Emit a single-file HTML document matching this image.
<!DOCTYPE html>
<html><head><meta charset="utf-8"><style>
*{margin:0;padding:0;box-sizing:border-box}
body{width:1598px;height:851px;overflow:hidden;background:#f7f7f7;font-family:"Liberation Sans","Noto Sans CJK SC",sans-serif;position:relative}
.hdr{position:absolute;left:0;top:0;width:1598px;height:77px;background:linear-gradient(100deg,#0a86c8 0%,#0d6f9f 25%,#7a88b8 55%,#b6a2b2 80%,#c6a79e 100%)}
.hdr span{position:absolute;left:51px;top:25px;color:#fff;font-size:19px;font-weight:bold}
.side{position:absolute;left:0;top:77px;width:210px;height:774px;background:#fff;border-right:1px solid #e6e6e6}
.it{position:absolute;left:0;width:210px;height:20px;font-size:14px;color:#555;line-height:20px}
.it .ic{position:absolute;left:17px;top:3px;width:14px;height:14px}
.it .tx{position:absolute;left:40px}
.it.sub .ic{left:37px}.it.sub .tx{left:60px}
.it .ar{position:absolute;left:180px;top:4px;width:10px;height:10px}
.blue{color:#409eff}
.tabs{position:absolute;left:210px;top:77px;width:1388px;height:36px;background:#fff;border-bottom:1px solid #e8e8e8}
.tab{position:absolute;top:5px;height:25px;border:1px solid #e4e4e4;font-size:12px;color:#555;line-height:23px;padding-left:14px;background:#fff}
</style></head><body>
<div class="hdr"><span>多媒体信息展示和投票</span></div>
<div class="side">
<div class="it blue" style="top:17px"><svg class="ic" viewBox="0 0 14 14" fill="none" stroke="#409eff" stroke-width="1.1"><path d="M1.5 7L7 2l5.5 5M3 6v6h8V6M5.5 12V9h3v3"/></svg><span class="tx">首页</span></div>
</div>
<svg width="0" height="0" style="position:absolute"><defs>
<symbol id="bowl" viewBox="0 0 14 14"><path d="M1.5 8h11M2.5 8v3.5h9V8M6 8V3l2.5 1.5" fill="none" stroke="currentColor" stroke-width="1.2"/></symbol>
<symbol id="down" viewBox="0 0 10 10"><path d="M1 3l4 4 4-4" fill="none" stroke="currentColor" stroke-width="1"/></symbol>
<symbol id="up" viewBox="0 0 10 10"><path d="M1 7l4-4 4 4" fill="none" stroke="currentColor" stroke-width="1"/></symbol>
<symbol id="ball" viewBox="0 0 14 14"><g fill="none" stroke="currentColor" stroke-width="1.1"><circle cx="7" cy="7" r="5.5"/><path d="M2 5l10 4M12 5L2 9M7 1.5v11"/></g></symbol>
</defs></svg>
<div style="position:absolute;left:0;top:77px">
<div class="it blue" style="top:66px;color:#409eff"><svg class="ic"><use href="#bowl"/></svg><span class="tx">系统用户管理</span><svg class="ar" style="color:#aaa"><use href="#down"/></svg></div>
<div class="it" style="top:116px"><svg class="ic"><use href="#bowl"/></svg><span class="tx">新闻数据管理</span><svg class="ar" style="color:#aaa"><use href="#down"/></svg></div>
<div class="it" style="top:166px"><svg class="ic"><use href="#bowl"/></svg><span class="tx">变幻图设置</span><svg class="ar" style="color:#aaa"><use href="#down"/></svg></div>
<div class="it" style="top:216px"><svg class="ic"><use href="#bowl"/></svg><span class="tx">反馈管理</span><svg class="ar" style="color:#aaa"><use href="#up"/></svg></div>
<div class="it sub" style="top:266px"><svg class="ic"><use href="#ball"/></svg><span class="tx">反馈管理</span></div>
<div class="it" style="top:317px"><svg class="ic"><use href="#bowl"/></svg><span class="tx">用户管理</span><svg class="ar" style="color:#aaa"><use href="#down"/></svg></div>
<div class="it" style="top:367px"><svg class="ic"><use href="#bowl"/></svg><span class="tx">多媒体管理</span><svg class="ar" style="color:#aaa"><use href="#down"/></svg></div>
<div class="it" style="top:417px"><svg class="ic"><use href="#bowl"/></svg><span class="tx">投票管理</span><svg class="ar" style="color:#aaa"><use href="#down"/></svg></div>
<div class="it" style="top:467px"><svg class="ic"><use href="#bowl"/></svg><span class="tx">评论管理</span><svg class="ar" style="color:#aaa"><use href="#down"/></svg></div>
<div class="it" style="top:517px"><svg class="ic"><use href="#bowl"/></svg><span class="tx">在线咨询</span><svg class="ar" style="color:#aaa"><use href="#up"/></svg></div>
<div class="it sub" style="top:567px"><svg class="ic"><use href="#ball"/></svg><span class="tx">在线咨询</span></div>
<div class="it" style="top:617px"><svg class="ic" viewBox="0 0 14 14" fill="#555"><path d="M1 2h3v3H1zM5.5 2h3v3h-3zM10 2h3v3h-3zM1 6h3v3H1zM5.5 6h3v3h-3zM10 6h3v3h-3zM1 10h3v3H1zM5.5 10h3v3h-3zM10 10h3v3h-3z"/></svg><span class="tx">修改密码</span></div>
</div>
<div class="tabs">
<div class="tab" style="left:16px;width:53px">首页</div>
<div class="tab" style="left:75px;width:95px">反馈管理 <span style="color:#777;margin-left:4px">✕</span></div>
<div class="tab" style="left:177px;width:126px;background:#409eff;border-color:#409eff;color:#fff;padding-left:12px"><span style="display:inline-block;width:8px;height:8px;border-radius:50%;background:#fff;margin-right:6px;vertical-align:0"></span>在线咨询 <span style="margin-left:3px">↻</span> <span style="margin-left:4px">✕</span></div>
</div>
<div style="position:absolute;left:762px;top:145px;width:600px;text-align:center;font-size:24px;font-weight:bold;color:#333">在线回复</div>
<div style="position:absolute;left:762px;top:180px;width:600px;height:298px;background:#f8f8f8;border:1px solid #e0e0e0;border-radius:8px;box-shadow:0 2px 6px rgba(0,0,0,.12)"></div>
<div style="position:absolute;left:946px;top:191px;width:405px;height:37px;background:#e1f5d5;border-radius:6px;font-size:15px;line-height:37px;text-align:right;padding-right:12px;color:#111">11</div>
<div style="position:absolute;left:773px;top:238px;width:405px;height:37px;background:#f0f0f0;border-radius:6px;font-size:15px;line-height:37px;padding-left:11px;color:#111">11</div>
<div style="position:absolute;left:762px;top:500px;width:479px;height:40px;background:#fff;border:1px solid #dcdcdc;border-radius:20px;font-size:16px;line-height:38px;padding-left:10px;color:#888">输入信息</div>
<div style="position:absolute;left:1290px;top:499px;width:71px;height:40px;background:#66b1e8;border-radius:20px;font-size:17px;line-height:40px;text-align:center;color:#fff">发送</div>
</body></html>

##############################

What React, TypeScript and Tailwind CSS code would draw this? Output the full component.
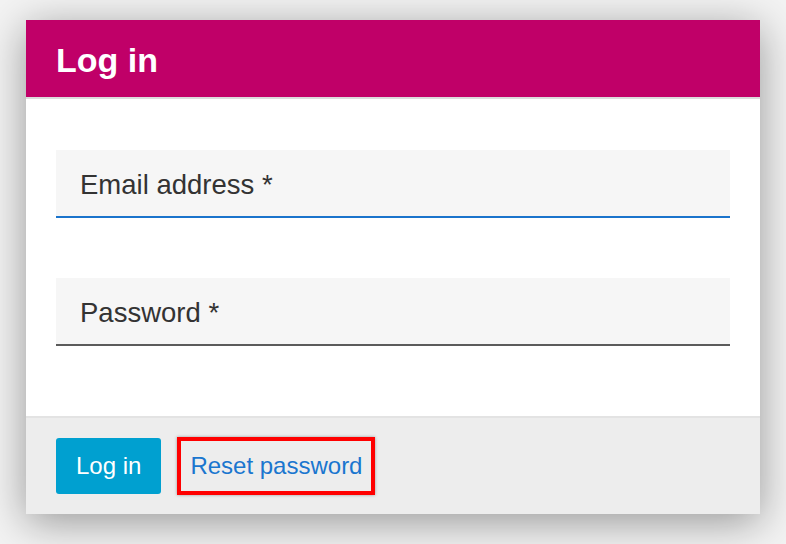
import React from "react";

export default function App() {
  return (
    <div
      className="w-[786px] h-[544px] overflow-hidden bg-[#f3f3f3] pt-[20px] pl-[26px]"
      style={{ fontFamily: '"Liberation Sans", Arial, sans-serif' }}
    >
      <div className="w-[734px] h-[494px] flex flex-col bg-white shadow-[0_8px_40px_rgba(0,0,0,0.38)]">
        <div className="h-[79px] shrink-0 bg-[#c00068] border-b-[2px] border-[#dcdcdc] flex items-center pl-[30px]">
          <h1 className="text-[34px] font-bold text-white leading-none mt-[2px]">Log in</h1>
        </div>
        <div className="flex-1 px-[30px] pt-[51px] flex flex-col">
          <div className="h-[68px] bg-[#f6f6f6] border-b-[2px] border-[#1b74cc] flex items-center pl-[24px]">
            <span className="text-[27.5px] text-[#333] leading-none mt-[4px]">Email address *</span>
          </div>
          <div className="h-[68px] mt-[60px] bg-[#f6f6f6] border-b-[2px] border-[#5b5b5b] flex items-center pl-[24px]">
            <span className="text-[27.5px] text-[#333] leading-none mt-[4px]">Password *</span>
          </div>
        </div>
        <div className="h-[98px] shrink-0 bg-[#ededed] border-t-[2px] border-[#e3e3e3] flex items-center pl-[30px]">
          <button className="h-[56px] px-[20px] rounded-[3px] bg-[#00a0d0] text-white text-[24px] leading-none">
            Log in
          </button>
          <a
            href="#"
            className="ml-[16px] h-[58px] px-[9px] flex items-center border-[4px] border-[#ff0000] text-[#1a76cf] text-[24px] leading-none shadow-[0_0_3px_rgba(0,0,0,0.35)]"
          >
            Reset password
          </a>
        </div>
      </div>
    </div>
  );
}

##############################

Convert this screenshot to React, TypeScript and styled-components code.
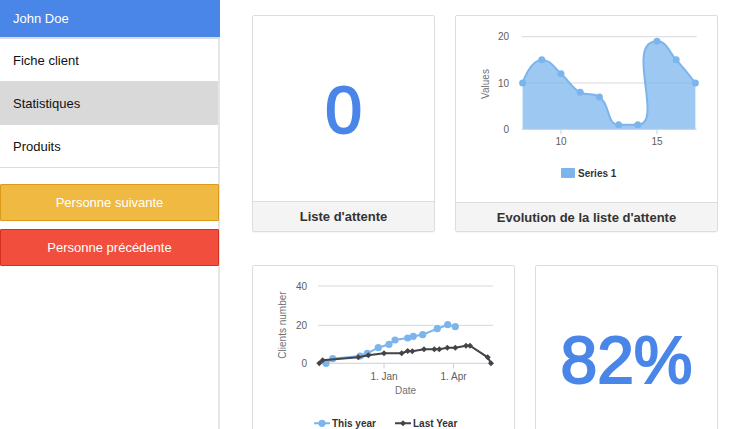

##############################

### Job
Go through the material above and count the lines that include "TypeScript". Give the number alone.

### Task result
2